__THE PROBLEM__:
Leave out the images and repeat the listing below without a single change.

___ TASK INPUT ___

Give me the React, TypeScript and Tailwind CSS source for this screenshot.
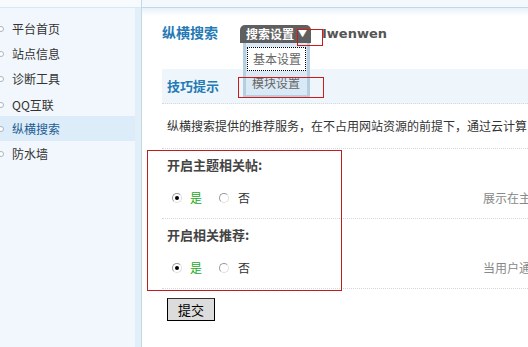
const menu = ['平台首页', '站点信息', '诊断工具', 'QQ互联', '纵横搜索', '防水墙']

function Radio({ checked }: { checked?: boolean }) {
  return (
    <span className="w-[10px] h-[10px] rounded-full border border-[#9a9a9a] border-r-[#e0e0e0] border-b-[#e0e0e0] bg-white flex items-center justify-center">
      {checked && <span className="w-[4px] h-[4px] rounded-full bg-black" />}
    </span>
  )
}

function Setting({ label, desc }: { label: string; desc: string }) {
  return (
    <div className="border-b border-dotted border-[#d3d9de] pl-[5px] pb-[10px]">
      <div className="h-[20px] pt-[6px] leading-[20px] font-bold text-[13px] text-[#444]">{label}</div>
      <div className="flex items-center h-[20px] mt-[19px]">
        <div className="flex items-center w-[316px] shrink-0">
          <span className="ml-[5px]"><Radio checked /></span>
          <span className="ml-[8px] text-[#22aa22]">是</span>
          <span className="ml-[17px]"><Radio /></span>
          <span className="ml-[9px] text-[#333]">否</span>
        </div>
        <span className="whitespace-nowrap text-[#888]">{desc}</span>
      </div>
    </div>
  )
}

export default function App() {
  return (
    <div
      className="relative w-[528px] h-[347px] overflow-hidden flex bg-white text-[12px]"
      style={{ fontFamily: '"Noto Sans CJK SC", "Noto Sans", sans-serif' }}
    >
      {/* sidebar */}
      <div className="w-[142px] shrink-0 flex flex-col border-r border-[#c3d9ea] bg-[#f1f7fc]">
        <div className="h-[8px] bg-[#f7fbfe] border-b border-[#dbe8f1]" />
        <div className="flex flex-1">
          <ul className="w-[135px] pt-[8px]">
            {menu.map((m, i) => (
              <li
                key={m}
                className={
                  'flex items-center h-[25px] ' +
                  (i === 4 ? 'bg-[#dcecf8] text-[#1f5d93]' : 'text-[#333]') +
                  (i === 3 ? ' pt-[3px]' : '')
                }
              >
                <span className="w-[6px] h-[6px] -ml-[2px] rounded-full border border-[#aab4bc] bg-white" />
                <span className="ml-[8px]">{m}</span>
              </li>
            ))}
          </ul>
          <div className="w-[6px] bg-[#e2eff9]" />
        </div>
      </div>

      {/* main */}
      <div className="flex-1 flex flex-col min-w-0">
        <div className="h-[8px] bg-[#f2f8fc] border-b border-[#c5d7e3]" />
        <div className="h-[8px] bg-gradient-to-b from-[#e6f2fb] to-white" />
        <div className="flex items-start h-[53px] pl-[20px] pt-[9px]">
          <span className="font-bold text-[14px] leading-[18px] text-[#2579b5] -mt-[2px]">纵横搜索</span>
          <span className="ml-[22px] h-[18px] w-[71px] rounded-t-[5px] bg-[#5f5f5f] text-white font-bold text-[12px] leading-[18px] flex items-center pl-[6px]">
            搜索设置<span className="ml-[4px] text-[9px]">▼</span>
          </span>
          <span
            className="ml-[11px] font-bold text-[13px] leading-[18px] text-[#555]"
            style={{ fontFamily: '"DejaVu Sans", sans-serif' }}
          >
            Iwenwen
          </span>
        </div>

        <div className="ml-[20px]">
          <div className="h-[35px] bg-[#eef6fc] border-b border-dotted border-[#d3d9de] flex items-center pl-[5px] font-bold text-[13px] text-[#2579b5]">
            技巧提示
          </div>
          <div className="h-[45px] border-b border-dotted border-[#d3d9de] flex items-center pl-[5px] text-[#333] whitespace-nowrap">
            纵横搜索提供的推荐服务，在不占用网站资源的前提下，通过云计算
          </div>
          <Setting label="开启主题相关帖:" desc="展示在主题页下方" />
          <Setting label="开启相关推荐:" desc="当用户通过搜索" />
          <button className="mt-[9px] ml-[5px] w-[48px] h-[23px] bg-[#dcdcdc] border border-black border-t-[#333] text-[13px] text-black leading-[20px]">
            提交
          </button>
        </div>
      </div>

      {/* dropdown */}
      <div className="absolute left-[243px] top-[43px] w-[67px] h-[55px] bg-[#d9e9f5] border-x-[3px] border-b-[3px] border-[#b6cfe0] text-[#666]">
        <div className="mt-[4px] mx-[1px] h-[24px] bg-white border border-dotted border-black flex items-center pl-[5px]">基本设置</div>
        <div className="h-[24px] flex items-center pl-[6px]">模块设置</div>
      </div>

      {/* annotation boxes */}
      <div className="absolute left-[297px] top-[29px] w-[26px] h-[17px] border border-[#cc1b1b]" />
      <div className="absolute left-[238px] top-[77px] w-[86px] h-[21px] border border-[#cc1b1b]" />
      <div className="absolute left-[147px] top-[150px] w-[195px] h-[141px] border border-[#c01c1c]" />
    </div>
  )
}
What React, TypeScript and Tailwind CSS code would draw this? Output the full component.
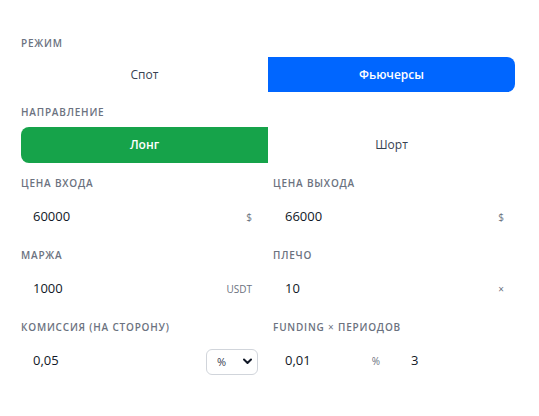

___

__RESPONSE FOR THIS EXERCISE__:
Give me the React, TypeScript and Tailwind CSS source for this screenshot.
const menu = ['平台首页', '站点信息', '诊断工具', 'QQ互联', '纵横搜索', '防水墙']

function Radio({ checked }: { checked?: boolean }) {
  return (
    <span className="w-[10px] h-[10px] rounded-full border border-[#9a9a9a] border-r-[#e0e0e0] border-b-[#e0e0e0] bg-white flex items-center justify-center">
      {checked && <span className="w-[4px] h-[4px] rounded-full bg-black" />}
    </span>
  )
}

function Setting({ label, desc }: { label: string; desc: string }) {
  return (
    <div className="border-b border-dotted border-[#d3d9de] pl-[5px] pb-[10px]">
      <div className="h-[20px] pt-[6px] leading-[20px] font-bold text-[13px] text-[#444]">{label}</div>
      <div className="flex items-center h-[20px] mt-[19px]">
        <div className="flex items-center w-[316px] shrink-0">
          <span className="ml-[5px]"><Radio checked /></span>
          <span className="ml-[8px] text-[#22aa22]">是</span>
          <span className="ml-[17px]"><Radio /></span>
          <span className="ml-[9px] text-[#333]">否</span>
        </div>
        <span className="whitespace-nowrap text-[#888]">{desc}</span>
      </div>
    </div>
  )
}

export default function App() {
  return (
    <div
      className="relative w-[528px] h-[347px] overflow-hidden flex bg-white text-[12px]"
      style={{ fontFamily: '"Noto Sans CJK SC", "Noto Sans", sans-serif' }}
    >
      {/* sidebar */}
      <div className="w-[142px] shrink-0 flex flex-col border-r border-[#c3d9ea] bg-[#f1f7fc]">
        <div className="h-[8px] bg-[#f7fbfe] border-b border-[#dbe8f1]" />
        <div className="flex flex-1">
          <ul className="w-[135px] pt-[8px]">
            {menu.map((m, i) => (
              <li
                key={m}
                className={
                  'flex items-center h-[25px] ' +
                  (i === 4 ? 'bg-[#dcecf8] text-[#1f5d93]' : 'text-[#333]') +
                  (i === 3 ? ' pt-[3px]' : '')
                }
              >
                <span className="w-[6px] h-[6px] -ml-[2px] rounded-full border border-[#aab4bc] bg-white" />
                <span className="ml-[8px]">{m}</span>
              </li>
            ))}
          </ul>
          <div className="w-[6px] bg-[#e2eff9]" />
        </div>
      </div>

      {/* main */}
      <div className="flex-1 flex flex-col min-w-0">
        <div className="h-[8px] bg-[#f2f8fc] border-b border-[#c5d7e3]" />
        <div className="h-[8px] bg-gradient-to-b from-[#e6f2fb] to-white" />
        <div className="flex items-start h-[53px] pl-[20px] pt-[9px]">
          <span className="font-bold text-[14px] leading-[18px] text-[#2579b5] -mt-[2px]">纵横搜索</span>
          <span className="ml-[22px] h-[18px] w-[71px] rounded-t-[5px] bg-[#5f5f5f] text-white font-bold text-[12px] leading-[18px] flex items-center pl-[6px]">
            搜索设置<span className="ml-[4px] text-[9px]">▼</span>
          </span>
          <span
            className="ml-[11px] font-bold text-[13px] leading-[18px] text-[#555]"
            style={{ fontFamily: '"DejaVu Sans", sans-serif' }}
          >
            Iwenwen
          </span>
        </div>

        <div className="ml-[20px]">
          <div className="h-[35px] bg-[#eef6fc] border-b border-dotted border-[#d3d9de] flex items-center pl-[5px] font-bold text-[13px] text-[#2579b5]">
            技巧提示
          </div>
          <div className="h-[45px] border-b border-dotted border-[#d3d9de] flex items-center pl-[5px] text-[#333] whitespace-nowrap">
            纵横搜索提供的推荐服务，在不占用网站资源的前提下，通过云计算
          </div>
          <Setting label="开启主题相关帖:" desc="展示在主题页下方" />
          <Setting label="开启相关推荐:" desc="当用户通过搜索" />
          <button className="mt-[9px] ml-[5px] w-[48px] h-[23px] bg-[#dcdcdc] border border-black border-t-[#333] text-[13px] text-black leading-[20px]">
            提交
          </button>
        </div>
      </div>

      {/* dropdown */}
      <div className="absolute left-[243px] top-[43px] w-[67px] h-[55px] bg-[#d9e9f5] border-x-[3px] border-b-[3px] border-[#b6cfe0] text-[#666]">
        <div className="mt-[4px] mx-[1px] h-[24px] bg-white border border-dotted border-black flex items-center pl-[5px]">基本设置</div>
        <div className="h-[24px] flex items-center pl-[6px]">模块设置</div>
      </div>

      {/* annotation boxes */}
      <div className="absolute left-[297px] top-[29px] w-[26px] h-[17px] border border-[#cc1b1b]" />
      <div className="absolute left-[238px] top-[77px] w-[86px] h-[21px] border border-[#cc1b1b]" />
      <div className="absolute left-[147px] top-[150px] w-[195px] h-[141px] border border-[#c01c1c]" />
    </div>
  )
}
What React, TypeScript and Tailwind CSS code would draw this? Output the full component.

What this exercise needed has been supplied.